Conspiracy theories about Freemasons, Communists and Jews, about the Chernobyl disaster, and about George Soros and the globalist elite have been particularly influential in Eastern Europe, but they have also been among the most prominent worldwide. This volume explores such conspiracy theories in the context of local Eastern European histories and discourses. The chapters identify four major factors that have influenced cultures of conspiracy in Eastern Europe: nationalism (including ethnocentrism and antisemitism), the socialist past, the transition period, and globalization. The research focuses on the impact of imperial legacies, nation-building, and the Cold War in the creation of conspiracy theories in Eastern Europe; the effects of the fall of the Iron Curtain and conspiracism in a new democratic setting; and manifestations of viral conspiracy theories in contemporary Eastern Europe and their worldwide circulation with the global rise of populism. Bringing together a diverse landscape of Eastern European conspiracism that is a result of repeated exchange with the "West," the book includes case studies that examine the history, legacy, and impact of conspiracy cultures of Bulgaria, Estonia, Hungary, Moldova, Poland, Romania, Russia, Slovakia, Ukraine, the former Yugoslav countries, and the former Soviet Union.

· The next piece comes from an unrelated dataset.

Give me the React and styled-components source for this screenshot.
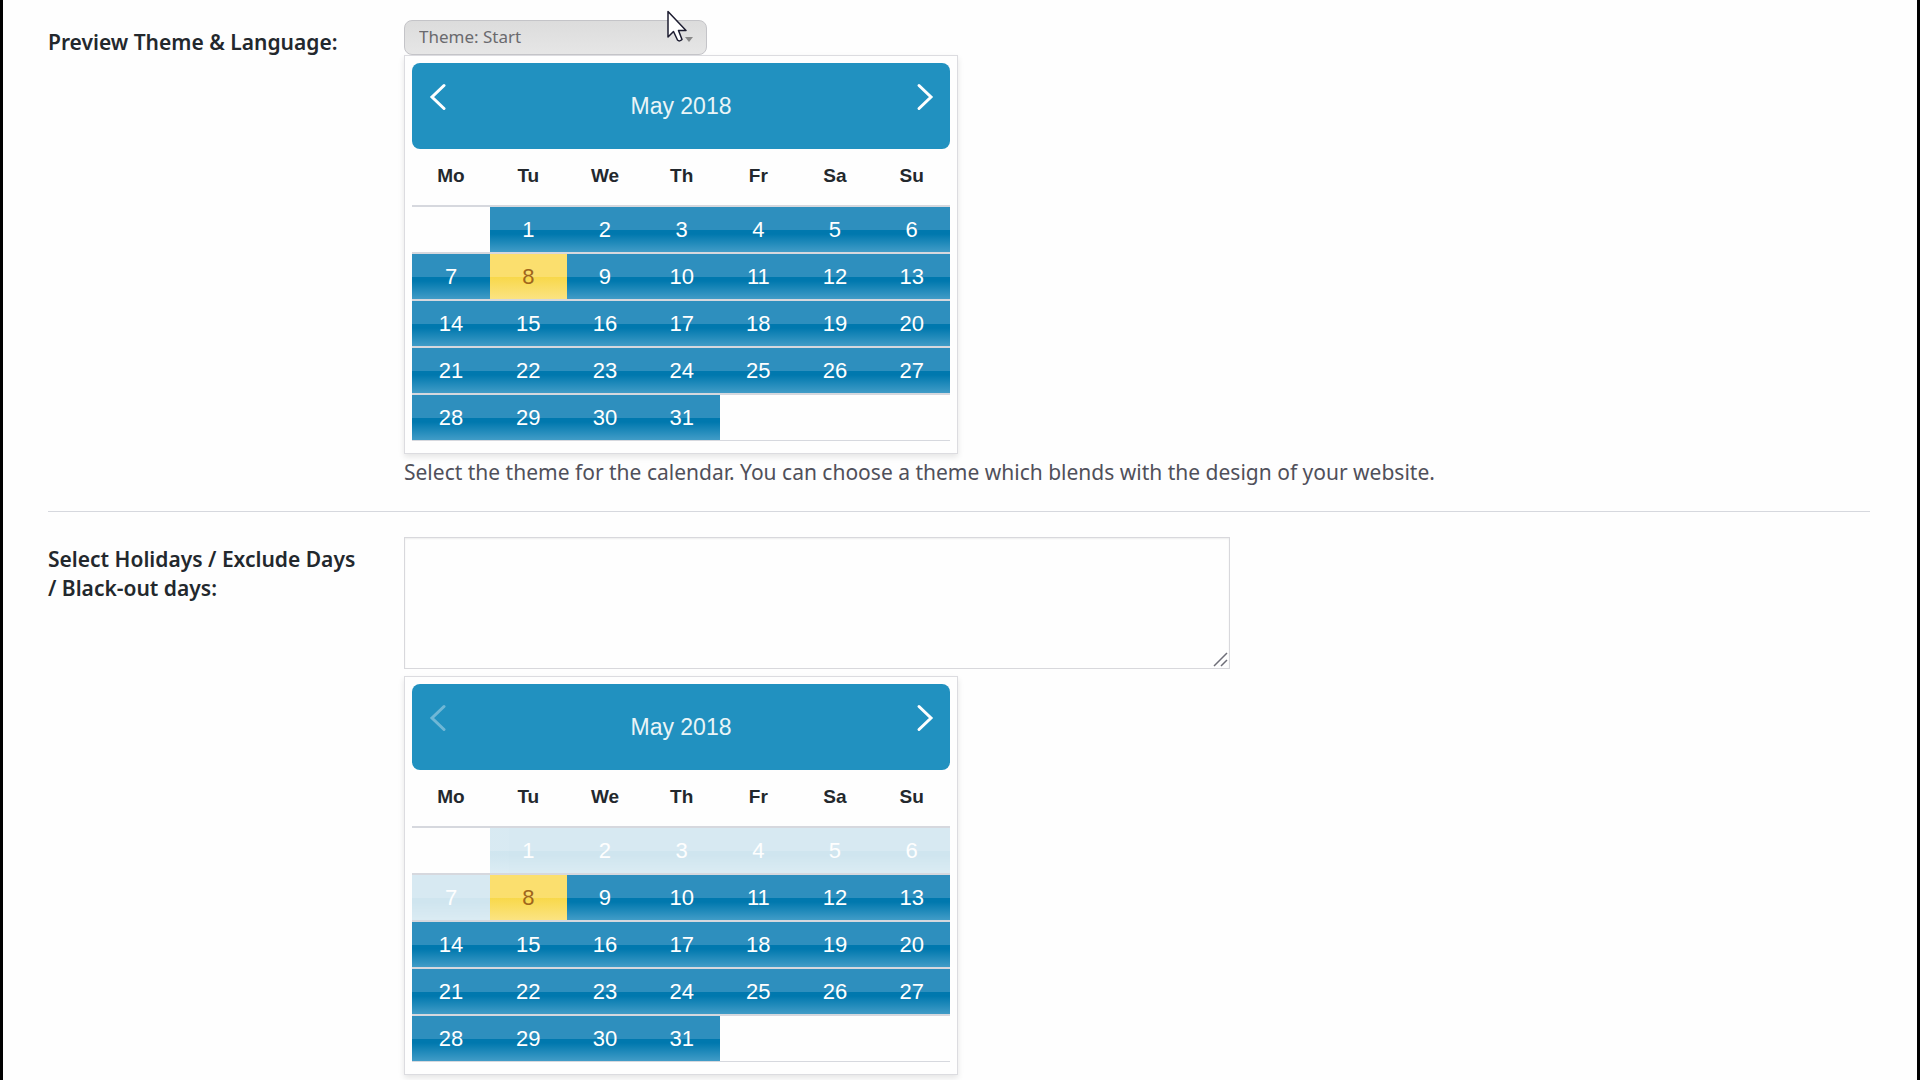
import React from 'react';
import styled, { createGlobalStyle } from 'styled-components';

const WEEKDAYS = ['Mo', 'Tu', 'We', 'Th', 'Fr', 'Sa', 'Su'];
const TODAY = 8;

// May 2018 starts on the second column
const buildWeeks = (offset, total) => {
    const cells = [...Array(offset).fill(null), ...Array.from({ length: total }, (_, i) => i + 1)];
    while (cells.length % 7) cells.push(null);

    return Array.from({ length: cells.length / 7 }, (_, i) => cells.slice(i * 7, i * 7 + 7));
};

const Chevron = ({ next }) => (
    <svg width="18" height="28" viewBox="0 0 18 28" fill="none" stroke="currentColor" strokeWidth="3" strokeLinecap="round">
        <path d={next ? 'M3 2.5 L15 14 L3 25.5' : 'M16 2.5 L4 14 L16 25.5'} />
    </svg>
);

const Calendar = ({ minDay = 1 }) => (
    <CalendarBox>
        <CalendarHeader>
            <NavButton type="button" aria-label="Prev" disabled={minDay > 1}><Chevron /></NavButton>
            <Month>May 2018</Month>
            <NavButton type="button" aria-label="Next"><Chevron next /></NavButton>
        </CalendarHeader>
        <Days>
            <thead>
                <tr>
                    {WEEKDAYS.map(day => <Weekday key={day} scope="col">{day}</Weekday>)}
                </tr>
            </thead>
            <tbody>
                {buildWeeks(1, 31).map((week, index) => (
                    <tr key={index}>
                        {week.map((day, i) => (
                            <DayCell key={i}>
                                {day && <Day type="button" $today={day === TODAY} disabled={day < minDay}>{day}</Day>}
                            </DayCell>
                        ))}
                    </tr>
                ))}
            </tbody>
        </Days>
    </CalendarBox>
);

const App = () => (
    <Page>
        <GlobalStyle />
        <Row>
            <Label htmlFor="theme">Preview Theme &amp; Language:</Label>
            <Field>
                <Picker>
                    <Select id="theme" defaultValue="start">
                        <option value="start">Theme: Start</option>
                    </Select>
                    <Caret width="8" height="5" viewBox="0 0 8 5"><path d="M0 0 H8 L4 5 Z" fill="#888" /></Caret>
                    <Cursor width="22" height="34" viewBox="0 0 22 34">
                        <path
                            d="M2 1.5 V27 L7.5 21.5 L11.5 30 Q13.5 32 16 29.5 L12.5 20.5 H20 Z"
                            fill="#fff"
                            stroke="#1c1c30"
                            strokeWidth="1.5"
                            strokeLinejoin="round"
                        />
                    </Cursor>
                </Picker>
                <Calendar />
                <Description>
                    Select the theme for the calendar. You can choose a theme which blends with the design of your website.
                </Description>
            </Field>
        </Row>
        <Row $divided>
            <Label htmlFor="holidays">Select Holidays / Exclude Days / Black-out days:</Label>
            <Field>
                <TextBox>
                    <Textarea id="holidays" />
                    <Grip width="15" height="15" viewBox="0 0 15 15" stroke="#6e6e78" strokeWidth="1.5">
                        <path d="M1 14 L14 1 M8 14 L14 8" />
                    </Grip>
                </TextBox>
                <Calendar minDay={TODAY} />
            </Field>
        </Row>
    </Page>
);

export default App;

const GlobalStyle = createGlobalStyle`
    * {
        box-sizing: border-box;
    }
    body {
        margin: 0;
        background-color: #fefefe;
        overflow: hidden;
    }
`;

const Page = styled.main`
    min-height: 100vh;
    padding: 0 47px 0 45px;
    border: solid #000;
    border-width: 0 3px;
    font-family: 'Noto Sans', 'Open Sans', sans-serif;
    font-size: 21px;
    line-height: 29px;
    color: #23282d;
`;

const Row = styled.section`
    display: grid;
    grid-template-columns: 356px 1fr;
    padding: ${({ $divided }) => ($divided ? '25px 0 5px' : '20px 0 24px')};
    border-top: ${({ $divided }) => ($divided ? '1px solid #d6d8de' : 'none')};
`;

const Label = styled.label`
    padding: 8px 36px 0 0;
    font-weight: 600;
`;

const Field = styled.div`
    display: flex;
    flex-direction: column;
    align-items: flex-start;
    min-width: 0;
`;

const Picker = styled.div`
    position: relative;
    width: 303px;
`;

const Select = styled.select`
    display: block;
    width: 100%;
    height: 35px;
    padding: 0 14px 2px;
    border: 1px solid #c4c4c8;
    border-radius: 8px;
    appearance: none;
    background: linear-gradient(#dcdcdc, #e6e6e6);
    color: #6a6a6e;
    font-family: inherit;
    font-size: 17px;
`;

const Caret = styled.svg`
    position: absolute;
    right: 14px;
    top: 17px;
`;

const Cursor = styled.svg`
    position: absolute;
    right: 19px;
    top: -10px;
`;

const CalendarBox = styled.div`
    width: 554px;
    max-width: 100%;
    padding: 7px 7px 12px;
    border: 1px solid #dcdce0;
    background-color: #fefefe;
    box-shadow: 0 3px 6px rgba(0, 0, 0, 0.1);
    font-family: 'Liberation Sans', Arial, sans-serif;
`;

const CalendarHeader = styled.div`
    display: flex;
    justify-content: space-between;
    height: 86px;
    padding: 20px 16px;
    border-radius: 8px;
    background-color: #2191c0;
    color: #eaf5f7;
`;

const NavButton = styled.button`
    height: 28px;
    padding: 0;
    border: 0;
    background: none;
    color: #fff;
    line-height: 0;
    opacity: ${({ disabled }) => (disabled ? 0.35 : 1)};
`;

const Month = styled.div`
    align-self: center;
    font-size: 23px;
`;

const Days = styled.table`
    width: 100%;
    table-layout: fixed;
    border-collapse: separate;
    border-spacing: 0;
    tbody tr:last-child td {
        border-bottom: 1px solid #d6d8de;
    }
`;

const Weekday = styled.th`
    height: 56px;
    padding: 0 0 3px;
    font-size: 19px;
    font-weight: bold;
    &:first-child {
        width: 78px;
    }
`;

const DayCell = styled.td`
    height: 47px;
    padding: 0;
    border-top: 2px solid #d6d8de;
`;

const Day = styled.button`
    display: block;
    width: 100%;
    height: 45px;
    padding: 0;
    border: 0;
    background: ${({ $today }) => ($today
        ? 'linear-gradient(#fbdf6e 0, #fbdf6e 50%, #f8d84a 51%, #fbe382 100%)'
        : 'linear-gradient(#2e8fbe 0, #2e8fbe 50%, #0078ae 51%, #0078ae 60%, #419cc7 100%)')};
    color: ${({ $today }) => ($today ? '#a0661c' : '#fff')};
    font-family: inherit;
    font-size: 22px;
    opacity: ${({ disabled }) => (disabled ? 0.18 : 1)};
`;

const Description = styled.p`
    margin: 4px 0 0;
    color: #50505a;
`;

const TextBox = styled.div`
    position: relative;
    width: 826px;
    max-width: 100%;
    margin-bottom: 7px;
`;

const Textarea = styled.textarea`
    display: block;
    width: 100%;
    height: 132px;
    padding: 8px;
    border: 1px solid #d8d8dc;
    background-color: #fefefe;
    box-shadow: inset 0 1px 2px rgba(0, 0, 0, 0.07);
    font: inherit;
    resize: none;
`;

const Grip = styled.svg`
    position: absolute;
    right: 2px;
    bottom: 2px;
`;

The book will appeal to scholars and students of conspiracy theories, as well as those in the areas of political science, area studies, media studies, cultural studies, psychology, philosophy, and history, among others. Politicians, educators, and journalists will find this book a useful resource in countering disinformation in and about the region.

Anastasiya Astapova is a research fellow at the Department of Estonian and Comparative Folklore at the University of Tartu, Estonia.

Onoriu Colăcel is senior lecturer in English at Ștefan cel Mare University of Suceava, Romania.

Corneliu Pintilescu is a researcher at the George Baritiu History Institute (in Cluj-Napoca) of the Romanian Academy.

Tamás Scheibner is assistant professor in literary and cultural studies at the University of Budapest (ELTE), Hungary, and senior research fellow in contemporary history at the Research Centre for the Humanities, Hungarian Academy of Sciences Institute of Excellence.